B. Disputed and Substantial Federal Issues
Popular argues that the claims concerning its failure to notify and obtain consent from its customers before providing overdraft protection "are simply allegations that" it "violated federal Regulation E, " Def.'s Opp. at 22, and therefore arise under federal law under Broder v. Cablevision Sys. Corp. , 418 F.3d 187 (2d Cir. 2005).
Broder provides that state-law claims arise under federal law if they "necessarily raise a stated federal issue, actually disputed and substantial, which a federal forum may entertain without disturbing any congressionally approved balance of federal and state judicial responsibilities.'" Id. at 194, quoting Grable & Sons Metal Prods., Inc., v. Darue Eng'g & Mfg. , 545 U.S. 308, 314, 125 S.Ct. 2363, 2367 (2005).

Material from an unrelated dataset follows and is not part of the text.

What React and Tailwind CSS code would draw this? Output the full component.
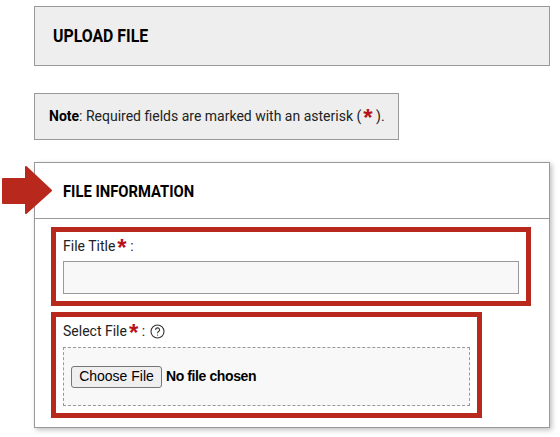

Although the complaint recites that Popular's misconduct violated Regulation E, it seeks relief only for violations of New York law. The plaintiffs do not allege that a court must determine that Popular violated Regulation E in order for them to prevail on their state-law claims. Regulation E is not mentioned in the removal petition, much less asserted as a ground of federal jurisdiction. Thus, this case does not fall within the holding in Broder, where the plaintiff sought a declaratory judgment that the defendant violated federal law, alleged that the defendant breached federal law provisions incorporated by reference into a contract, and claimed that the defendant violated New York General Business Law 349 by violating federal law. Broder , 418 F.3d at 194-195.
Because proof of a violation of Regulation E is not "an essential element" of any asserted claim, Grable , 545 U.S. at 315, 125 S.Ct. at 2368, the complaint does not necessarily raise a federal issue, and there is no federal question jurisdiction.
The plaintiffs' motion (Dkt. No. 10) is therefore granted.
The clerk is directed to enter judgment accordingly.